* Task to carry out *
Below are some records. Copy every line in them that holds "screenshot".

_____

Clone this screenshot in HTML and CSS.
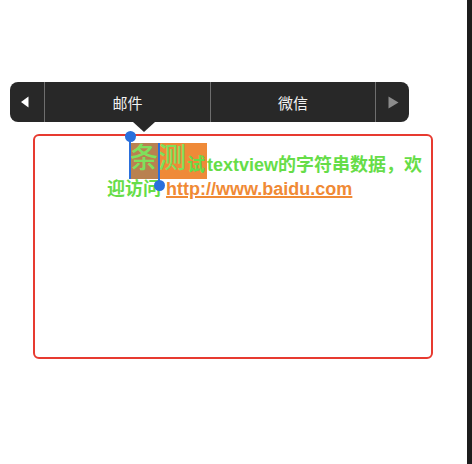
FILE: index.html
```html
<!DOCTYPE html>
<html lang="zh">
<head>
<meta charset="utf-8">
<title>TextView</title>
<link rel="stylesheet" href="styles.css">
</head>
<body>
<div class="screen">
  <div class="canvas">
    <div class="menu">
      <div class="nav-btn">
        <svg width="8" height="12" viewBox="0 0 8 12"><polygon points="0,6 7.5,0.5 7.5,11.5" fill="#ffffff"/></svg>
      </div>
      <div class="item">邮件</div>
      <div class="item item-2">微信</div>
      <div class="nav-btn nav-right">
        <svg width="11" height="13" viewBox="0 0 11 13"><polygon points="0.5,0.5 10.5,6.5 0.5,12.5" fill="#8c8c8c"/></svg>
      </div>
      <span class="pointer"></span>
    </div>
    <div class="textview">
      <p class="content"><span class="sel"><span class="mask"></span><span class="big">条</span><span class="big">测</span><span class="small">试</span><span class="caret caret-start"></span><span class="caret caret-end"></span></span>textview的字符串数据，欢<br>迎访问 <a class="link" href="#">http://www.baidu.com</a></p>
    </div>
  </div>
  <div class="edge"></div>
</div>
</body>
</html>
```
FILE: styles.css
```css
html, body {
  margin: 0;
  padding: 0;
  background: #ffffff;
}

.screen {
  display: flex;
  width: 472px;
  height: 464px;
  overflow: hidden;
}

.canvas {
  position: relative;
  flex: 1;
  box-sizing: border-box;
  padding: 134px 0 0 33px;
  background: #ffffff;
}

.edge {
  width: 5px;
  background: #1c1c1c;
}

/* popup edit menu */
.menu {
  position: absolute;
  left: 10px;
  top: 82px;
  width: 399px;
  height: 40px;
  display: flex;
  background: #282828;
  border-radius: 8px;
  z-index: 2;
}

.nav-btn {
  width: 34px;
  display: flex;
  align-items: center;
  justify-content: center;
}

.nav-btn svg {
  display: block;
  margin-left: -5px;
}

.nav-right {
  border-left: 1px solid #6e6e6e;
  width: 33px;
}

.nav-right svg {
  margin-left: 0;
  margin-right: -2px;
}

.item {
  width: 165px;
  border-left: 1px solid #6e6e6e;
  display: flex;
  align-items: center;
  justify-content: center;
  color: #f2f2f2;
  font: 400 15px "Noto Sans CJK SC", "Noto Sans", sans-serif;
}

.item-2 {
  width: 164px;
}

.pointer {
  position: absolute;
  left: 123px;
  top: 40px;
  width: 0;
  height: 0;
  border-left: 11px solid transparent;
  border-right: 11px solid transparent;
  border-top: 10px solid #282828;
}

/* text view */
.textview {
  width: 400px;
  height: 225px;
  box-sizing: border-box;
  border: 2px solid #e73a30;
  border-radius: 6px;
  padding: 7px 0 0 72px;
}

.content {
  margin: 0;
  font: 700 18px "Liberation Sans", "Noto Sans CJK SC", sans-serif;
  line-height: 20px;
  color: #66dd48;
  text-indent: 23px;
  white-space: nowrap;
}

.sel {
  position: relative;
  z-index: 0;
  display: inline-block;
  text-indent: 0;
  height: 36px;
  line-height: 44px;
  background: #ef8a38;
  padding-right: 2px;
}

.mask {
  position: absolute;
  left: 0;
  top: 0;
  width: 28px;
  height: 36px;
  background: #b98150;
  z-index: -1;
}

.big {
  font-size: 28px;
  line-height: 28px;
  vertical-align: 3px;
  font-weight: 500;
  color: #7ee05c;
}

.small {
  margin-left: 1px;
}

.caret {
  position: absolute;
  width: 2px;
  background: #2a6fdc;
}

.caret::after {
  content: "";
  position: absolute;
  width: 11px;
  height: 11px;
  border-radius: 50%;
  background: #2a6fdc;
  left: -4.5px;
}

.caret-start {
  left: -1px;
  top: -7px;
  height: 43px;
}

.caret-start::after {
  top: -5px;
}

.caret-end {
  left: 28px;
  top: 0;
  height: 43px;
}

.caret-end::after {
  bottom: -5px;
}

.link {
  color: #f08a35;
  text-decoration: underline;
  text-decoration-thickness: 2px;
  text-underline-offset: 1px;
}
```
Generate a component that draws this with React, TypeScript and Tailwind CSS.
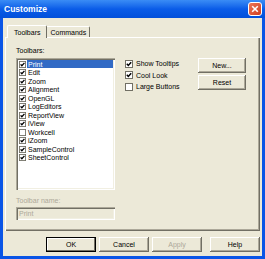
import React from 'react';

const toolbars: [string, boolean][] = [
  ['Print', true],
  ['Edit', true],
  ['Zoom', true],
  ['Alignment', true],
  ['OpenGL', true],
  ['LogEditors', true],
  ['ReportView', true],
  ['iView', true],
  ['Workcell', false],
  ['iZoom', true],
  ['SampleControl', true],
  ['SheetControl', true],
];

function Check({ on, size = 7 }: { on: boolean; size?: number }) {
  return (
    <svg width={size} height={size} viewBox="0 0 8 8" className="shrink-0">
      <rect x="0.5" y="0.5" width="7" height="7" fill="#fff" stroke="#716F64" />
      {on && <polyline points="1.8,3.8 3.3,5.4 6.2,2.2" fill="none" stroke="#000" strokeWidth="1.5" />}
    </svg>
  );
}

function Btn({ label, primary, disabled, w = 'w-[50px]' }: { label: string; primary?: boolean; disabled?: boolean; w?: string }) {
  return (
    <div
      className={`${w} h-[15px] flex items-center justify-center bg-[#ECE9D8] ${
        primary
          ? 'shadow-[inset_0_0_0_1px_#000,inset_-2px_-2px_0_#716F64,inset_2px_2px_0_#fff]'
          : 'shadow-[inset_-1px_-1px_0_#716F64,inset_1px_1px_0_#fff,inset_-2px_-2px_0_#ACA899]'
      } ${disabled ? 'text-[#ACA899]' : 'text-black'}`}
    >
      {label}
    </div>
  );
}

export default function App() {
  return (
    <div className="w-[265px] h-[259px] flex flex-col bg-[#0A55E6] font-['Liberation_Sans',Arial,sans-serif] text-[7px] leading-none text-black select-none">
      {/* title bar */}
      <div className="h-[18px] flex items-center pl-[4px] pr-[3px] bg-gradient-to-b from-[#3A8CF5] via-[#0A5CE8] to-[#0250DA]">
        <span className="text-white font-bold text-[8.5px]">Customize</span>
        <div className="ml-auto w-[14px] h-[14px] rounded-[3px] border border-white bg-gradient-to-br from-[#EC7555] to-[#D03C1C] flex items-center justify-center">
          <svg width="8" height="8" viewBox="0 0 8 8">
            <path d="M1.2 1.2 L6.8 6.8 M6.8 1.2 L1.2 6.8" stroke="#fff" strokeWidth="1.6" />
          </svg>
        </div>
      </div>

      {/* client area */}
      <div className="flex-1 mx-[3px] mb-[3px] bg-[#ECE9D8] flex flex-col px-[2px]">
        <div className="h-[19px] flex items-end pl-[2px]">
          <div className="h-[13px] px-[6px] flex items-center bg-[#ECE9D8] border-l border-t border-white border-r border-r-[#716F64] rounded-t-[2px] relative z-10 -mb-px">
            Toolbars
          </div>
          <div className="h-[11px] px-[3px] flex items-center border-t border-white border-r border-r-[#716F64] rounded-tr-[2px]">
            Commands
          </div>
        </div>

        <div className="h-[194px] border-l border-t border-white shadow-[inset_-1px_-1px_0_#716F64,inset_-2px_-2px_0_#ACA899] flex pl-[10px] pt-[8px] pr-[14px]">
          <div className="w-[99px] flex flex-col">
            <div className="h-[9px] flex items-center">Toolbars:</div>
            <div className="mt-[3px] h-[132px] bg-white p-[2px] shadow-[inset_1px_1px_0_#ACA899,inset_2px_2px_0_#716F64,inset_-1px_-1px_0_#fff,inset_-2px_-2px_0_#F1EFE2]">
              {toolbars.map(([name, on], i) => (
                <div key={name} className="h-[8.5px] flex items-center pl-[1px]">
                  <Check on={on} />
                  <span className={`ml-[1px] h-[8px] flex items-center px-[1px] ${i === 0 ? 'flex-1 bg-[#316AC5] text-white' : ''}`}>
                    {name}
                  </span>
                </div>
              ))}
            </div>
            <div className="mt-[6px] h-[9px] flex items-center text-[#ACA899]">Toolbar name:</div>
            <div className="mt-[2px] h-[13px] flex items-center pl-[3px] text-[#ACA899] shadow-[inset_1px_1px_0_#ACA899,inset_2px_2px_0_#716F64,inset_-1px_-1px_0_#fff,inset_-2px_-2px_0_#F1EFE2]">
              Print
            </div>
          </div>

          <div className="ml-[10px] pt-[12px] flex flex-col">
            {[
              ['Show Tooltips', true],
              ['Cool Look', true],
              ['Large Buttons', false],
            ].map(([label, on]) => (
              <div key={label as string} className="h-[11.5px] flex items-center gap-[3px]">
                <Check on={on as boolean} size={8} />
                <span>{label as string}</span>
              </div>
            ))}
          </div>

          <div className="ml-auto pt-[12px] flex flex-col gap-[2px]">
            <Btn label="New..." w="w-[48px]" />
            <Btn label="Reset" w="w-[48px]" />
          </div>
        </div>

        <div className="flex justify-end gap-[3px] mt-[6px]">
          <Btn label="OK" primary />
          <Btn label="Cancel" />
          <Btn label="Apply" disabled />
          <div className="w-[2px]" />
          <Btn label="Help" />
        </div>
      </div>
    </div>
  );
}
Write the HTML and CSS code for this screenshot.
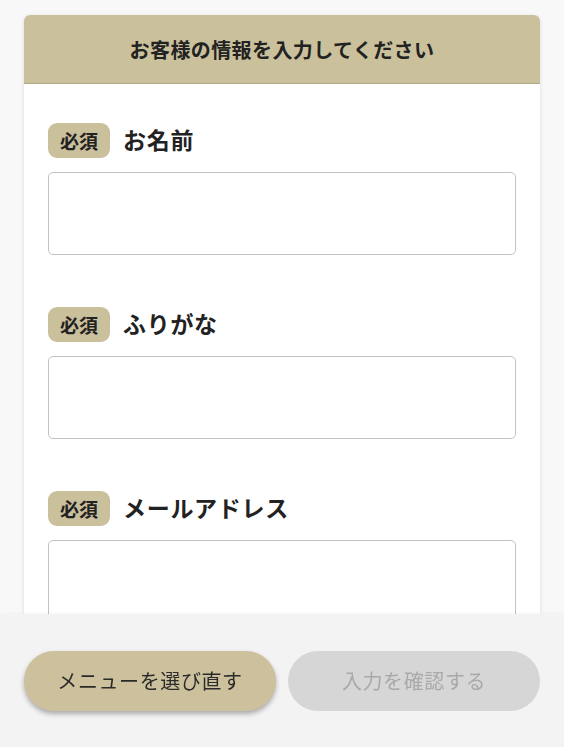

_____

* Task response *
Clone this screenshot in HTML and CSS.
Write the HTML and CSS code for this screenshot.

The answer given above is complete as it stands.